### GIVEN DATA
.....

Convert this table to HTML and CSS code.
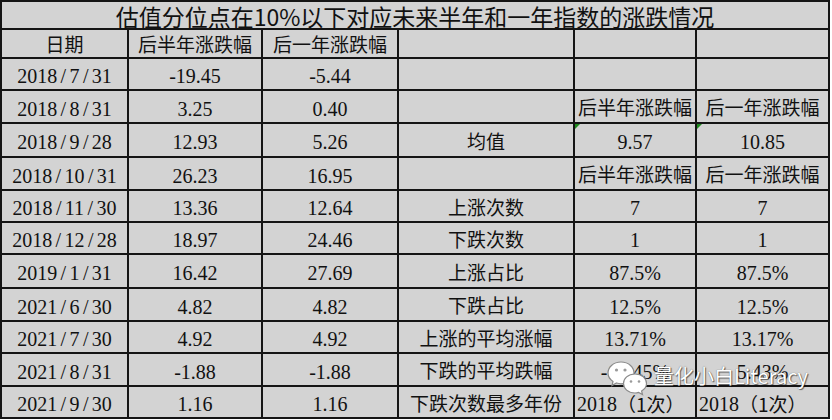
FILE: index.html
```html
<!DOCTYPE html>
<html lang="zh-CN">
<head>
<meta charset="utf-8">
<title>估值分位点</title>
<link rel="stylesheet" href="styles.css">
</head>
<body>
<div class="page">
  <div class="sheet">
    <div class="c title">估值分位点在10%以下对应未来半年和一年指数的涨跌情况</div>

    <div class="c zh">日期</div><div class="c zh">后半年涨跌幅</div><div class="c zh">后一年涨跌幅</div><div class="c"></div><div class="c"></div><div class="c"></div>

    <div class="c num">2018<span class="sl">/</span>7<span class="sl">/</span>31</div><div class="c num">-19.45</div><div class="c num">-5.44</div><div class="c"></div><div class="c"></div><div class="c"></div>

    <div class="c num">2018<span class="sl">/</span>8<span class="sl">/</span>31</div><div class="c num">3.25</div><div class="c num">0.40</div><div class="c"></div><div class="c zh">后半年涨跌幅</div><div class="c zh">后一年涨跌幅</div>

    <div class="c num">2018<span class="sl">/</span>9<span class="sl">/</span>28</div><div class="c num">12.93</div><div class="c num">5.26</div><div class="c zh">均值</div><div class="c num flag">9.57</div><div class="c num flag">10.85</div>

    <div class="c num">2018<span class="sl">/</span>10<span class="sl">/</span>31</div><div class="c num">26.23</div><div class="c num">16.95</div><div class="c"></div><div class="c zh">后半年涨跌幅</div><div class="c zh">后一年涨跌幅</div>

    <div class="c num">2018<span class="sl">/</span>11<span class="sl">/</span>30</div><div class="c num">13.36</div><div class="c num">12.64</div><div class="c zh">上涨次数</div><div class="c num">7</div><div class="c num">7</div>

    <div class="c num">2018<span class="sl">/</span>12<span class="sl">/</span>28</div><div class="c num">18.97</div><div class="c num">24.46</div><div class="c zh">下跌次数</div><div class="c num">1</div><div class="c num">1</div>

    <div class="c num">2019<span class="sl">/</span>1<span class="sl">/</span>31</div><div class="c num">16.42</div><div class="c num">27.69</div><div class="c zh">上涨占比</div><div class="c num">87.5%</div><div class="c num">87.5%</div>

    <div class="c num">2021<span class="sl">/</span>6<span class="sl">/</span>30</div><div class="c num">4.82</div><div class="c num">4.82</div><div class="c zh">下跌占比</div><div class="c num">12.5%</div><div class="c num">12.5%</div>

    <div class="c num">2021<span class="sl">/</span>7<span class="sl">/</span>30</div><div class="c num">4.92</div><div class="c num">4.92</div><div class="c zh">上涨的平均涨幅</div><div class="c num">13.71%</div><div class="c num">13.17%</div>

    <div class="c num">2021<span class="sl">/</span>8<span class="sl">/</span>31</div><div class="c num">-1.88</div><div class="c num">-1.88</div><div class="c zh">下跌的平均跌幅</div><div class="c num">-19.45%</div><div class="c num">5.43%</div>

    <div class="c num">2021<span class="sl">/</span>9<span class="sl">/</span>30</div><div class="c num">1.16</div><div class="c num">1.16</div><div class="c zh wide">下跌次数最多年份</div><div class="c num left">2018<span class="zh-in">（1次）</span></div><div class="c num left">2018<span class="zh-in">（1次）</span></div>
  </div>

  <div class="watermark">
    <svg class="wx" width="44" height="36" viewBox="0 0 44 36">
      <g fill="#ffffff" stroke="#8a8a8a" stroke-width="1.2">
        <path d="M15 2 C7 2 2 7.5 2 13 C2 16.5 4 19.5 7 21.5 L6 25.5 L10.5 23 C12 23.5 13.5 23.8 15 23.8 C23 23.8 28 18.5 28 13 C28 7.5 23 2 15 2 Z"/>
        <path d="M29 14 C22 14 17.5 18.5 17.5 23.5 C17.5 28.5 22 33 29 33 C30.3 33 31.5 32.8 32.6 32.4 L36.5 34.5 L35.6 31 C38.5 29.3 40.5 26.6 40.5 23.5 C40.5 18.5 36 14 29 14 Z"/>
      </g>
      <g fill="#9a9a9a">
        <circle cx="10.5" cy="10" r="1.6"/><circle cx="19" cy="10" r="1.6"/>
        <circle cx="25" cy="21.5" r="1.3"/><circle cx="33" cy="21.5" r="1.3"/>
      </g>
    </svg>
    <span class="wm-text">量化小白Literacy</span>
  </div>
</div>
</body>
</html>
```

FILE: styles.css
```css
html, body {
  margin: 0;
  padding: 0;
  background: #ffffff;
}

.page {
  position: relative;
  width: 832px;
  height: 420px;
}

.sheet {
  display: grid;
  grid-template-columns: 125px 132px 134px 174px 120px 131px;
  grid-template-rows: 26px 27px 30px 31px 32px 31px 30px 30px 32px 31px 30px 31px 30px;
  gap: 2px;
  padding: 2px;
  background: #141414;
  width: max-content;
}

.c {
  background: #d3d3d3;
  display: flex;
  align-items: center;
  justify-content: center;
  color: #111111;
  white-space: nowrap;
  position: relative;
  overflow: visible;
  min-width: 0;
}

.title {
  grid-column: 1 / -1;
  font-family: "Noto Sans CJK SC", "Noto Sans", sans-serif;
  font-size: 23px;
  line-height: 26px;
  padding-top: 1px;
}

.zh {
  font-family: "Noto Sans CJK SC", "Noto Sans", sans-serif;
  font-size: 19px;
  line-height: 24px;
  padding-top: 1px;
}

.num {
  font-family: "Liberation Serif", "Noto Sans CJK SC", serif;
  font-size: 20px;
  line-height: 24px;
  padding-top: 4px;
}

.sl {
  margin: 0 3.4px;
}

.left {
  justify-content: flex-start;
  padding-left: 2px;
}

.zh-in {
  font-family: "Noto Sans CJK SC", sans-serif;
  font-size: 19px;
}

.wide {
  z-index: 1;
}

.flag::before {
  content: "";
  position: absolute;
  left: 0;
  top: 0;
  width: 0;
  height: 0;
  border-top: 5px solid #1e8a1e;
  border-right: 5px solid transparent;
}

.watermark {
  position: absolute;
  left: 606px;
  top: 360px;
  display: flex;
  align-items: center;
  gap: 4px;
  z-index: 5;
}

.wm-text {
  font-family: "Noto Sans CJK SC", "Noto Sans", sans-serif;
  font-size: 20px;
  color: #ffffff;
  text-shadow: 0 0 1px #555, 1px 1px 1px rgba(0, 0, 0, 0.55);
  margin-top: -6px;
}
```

.....

Write out the listing above exactly as it stands, pictures excluded.

### WORKED SOLUTION
Convert this table to HTML and CSS code.
FILE: index.html
```html
<!DOCTYPE html>
<html lang="zh-CN">
<head>
<meta charset="utf-8">
<title>估值分位点</title>
<link rel="stylesheet" href="styles.css">
</head>
<body>
<div class="page">
  <div class="sheet">
    <div class="c title">估值分位点在10%以下对应未来半年和一年指数的涨跌情况</div>

    <div class="c zh">日期</div><div class="c zh">后半年涨跌幅</div><div class="c zh">后一年涨跌幅</div><div class="c"></div><div class="c"></div><div class="c"></div>

    <div class="c num">2018<span class="sl">/</span>7<span class="sl">/</span>31</div><div class="c num">-19.45</div><div class="c num">-5.44</div><div class="c"></div><div class="c"></div><div class="c"></div>

    <div class="c num">2018<span class="sl">/</span>8<span class="sl">/</span>31</div><div class="c num">3.25</div><div class="c num">0.40</div><div class="c"></div><div class="c zh">后半年涨跌幅</div><div class="c zh">后一年涨跌幅</div>

    <div class="c num">2018<span class="sl">/</span>9<span class="sl">/</span>28</div><div class="c num">12.93</div><div class="c num">5.26</div><div class="c zh">均值</div><div class="c num flag">9.57</div><div class="c num flag">10.85</div>

    <div class="c num">2018<span class="sl">/</span>10<span class="sl">/</span>31</div><div class="c num">26.23</div><div class="c num">16.95</div><div class="c"></div><div class="c zh">后半年涨跌幅</div><div class="c zh">后一年涨跌幅</div>

    <div class="c num">2018<span class="sl">/</span>11<span class="sl">/</span>30</div><div class="c num">13.36</div><div class="c num">12.64</div><div class="c zh">上涨次数</div><div class="c num">7</div><div class="c num">7</div>

    <div class="c num">2018<span class="sl">/</span>12<span class="sl">/</span>28</div><div class="c num">18.97</div><div class="c num">24.46</div><div class="c zh">下跌次数</div><div class="c num">1</div><div class="c num">1</div>

    <div class="c num">2019<span class="sl">/</span>1<span class="sl">/</span>31</div><div class="c num">16.42</div><div class="c num">27.69</div><div class="c zh">上涨占比</div><div class="c num">87.5%</div><div class="c num">87.5%</div>

    <div class="c num">2021<span class="sl">/</span>6<span class="sl">/</span>30</div><div class="c num">4.82</div><div class="c num">4.82</div><div class="c zh">下跌占比</div><div class="c num">12.5%</div><div class="c num">12.5%</div>

    <div class="c num">2021<span class="sl">/</span>7<span class="sl">/</span>30</div><div class="c num">4.92</div><div class="c num">4.92</div><div class="c zh">上涨的平均涨幅</div><div class="c num">13.71%</div><div class="c num">13.17%</div>

    <div class="c num">2021<span class="sl">/</span>8<span class="sl">/</span>31</div><div class="c num">-1.88</div><div class="c num">-1.88</div><div class="c zh">下跌的平均跌幅</div><div class="c num">-19.45%</div><div class="c num">5.43%</div>

    <div class="c num">2021<span class="sl">/</span>9<span class="sl">/</span>30</div><div class="c num">1.16</div><div class="c num">1.16</div><div class="c zh wide">下跌次数最多年份</div><div class="c num left">2018<span class="zh-in">（1次）</span></div><div class="c num left">2018<span class="zh-in">（1次）</span></div>
  </div>

  <div class="watermark">
    <svg class="wx" width="44" height="36" viewBox="0 0 44 36">
      <g fill="#ffffff" stroke="#8a8a8a" stroke-width="1.2">
        <path d="M15 2 C7 2 2 7.5 2 13 C2 16.5 4 19.5 7 21.5 L6 25.5 L10.5 23 C12 23.5 13.5 23.8 15 23.8 C23 23.8 28 18.5 28 13 C28 7.5 23 2 15 2 Z"/>
        <path d="M29 14 C22 14 17.5 18.5 17.5 23.5 C17.5 28.5 22 33 29 33 C30.3 33 31.5 32.8 32.6 32.4 L36.5 34.5 L35.6 31 C38.5 29.3 40.5 26.6 40.5 23.5 C40.5 18.5 36 14 29 14 Z"/>
      </g>
      <g fill="#9a9a9a">
        <circle cx="10.5" cy="10" r="1.6"/><circle cx="19" cy="10" r="1.6"/>
        <circle cx="25" cy="21.5" r="1.3"/><circle cx="33" cy="21.5" r="1.3"/>
      </g>
    </svg>
    <span class="wm-text">量化小白Literacy</span>
  </div>
</div>
</body>
</html>
```

FILE: styles.css
```css
html, body {
  margin: 0;
  padding: 0;
  background: #ffffff;
}

.page {
  position: relative;
  width: 832px;
  height: 420px;
}

.sheet {
  display: grid;
  grid-template-columns: 125px 132px 134px 174px 120px 131px;
  grid-template-rows: 26px 27px 30px 31px 32px 31px 30px 30px 32px 31px 30px 31px 30px;
  gap: 2px;
  padding: 2px;
  background: #141414;
  width: max-content;
}

.c {
  background: #d3d3d3;
  display: flex;
  align-items: center;
  justify-content: center;
  color: #111111;
  white-space: nowrap;
  position: relative;
  overflow: visible;
  min-width: 0;
}

.title {
  grid-column: 1 / -1;
  font-family: "Noto Sans CJK SC", "Noto Sans", sans-serif;
  font-size: 23px;
  line-height: 26px;
  padding-top: 1px;
}

.zh {
  font-family: "Noto Sans CJK SC", "Noto Sans", sans-serif;
  font-size: 19px;
  line-height: 24px;
  padding-top: 1px;
}

.num {
  font-family: "Liberation Serif", "Noto Sans CJK SC", serif;
  font-size: 20px;
  line-height: 24px;
  padding-top: 4px;
}

.sl {
  margin: 0 3.4px;
}

.left {
  justify-content: flex-start;
  padding-left: 2px;
}

.zh-in {
  font-family: "Noto Sans CJK SC", sans-serif;
  font-size: 19px;
}

.wide {
  z-index: 1;
}

.flag::before {
  content: "";
  position: absolute;
  left: 0;
  top: 0;
  width: 0;
  height: 0;
  border-top: 5px solid #1e8a1e;
  border-right: 5px solid transparent;
}

.watermark {
  position: absolute;
  left: 606px;
  top: 360px;
  display: flex;
  align-items: center;
  gap: 4px;
  z-index: 5;
}

.wm-text {
  font-family: "Noto Sans CJK SC", "Noto Sans", sans-serif;
  font-size: 20px;
  color: #ffffff;
  text-shadow: 0 0 1px #555, 1px 1px 1px rgba(0, 0, 0, 0.55);
  margin-top: -6px;
}
```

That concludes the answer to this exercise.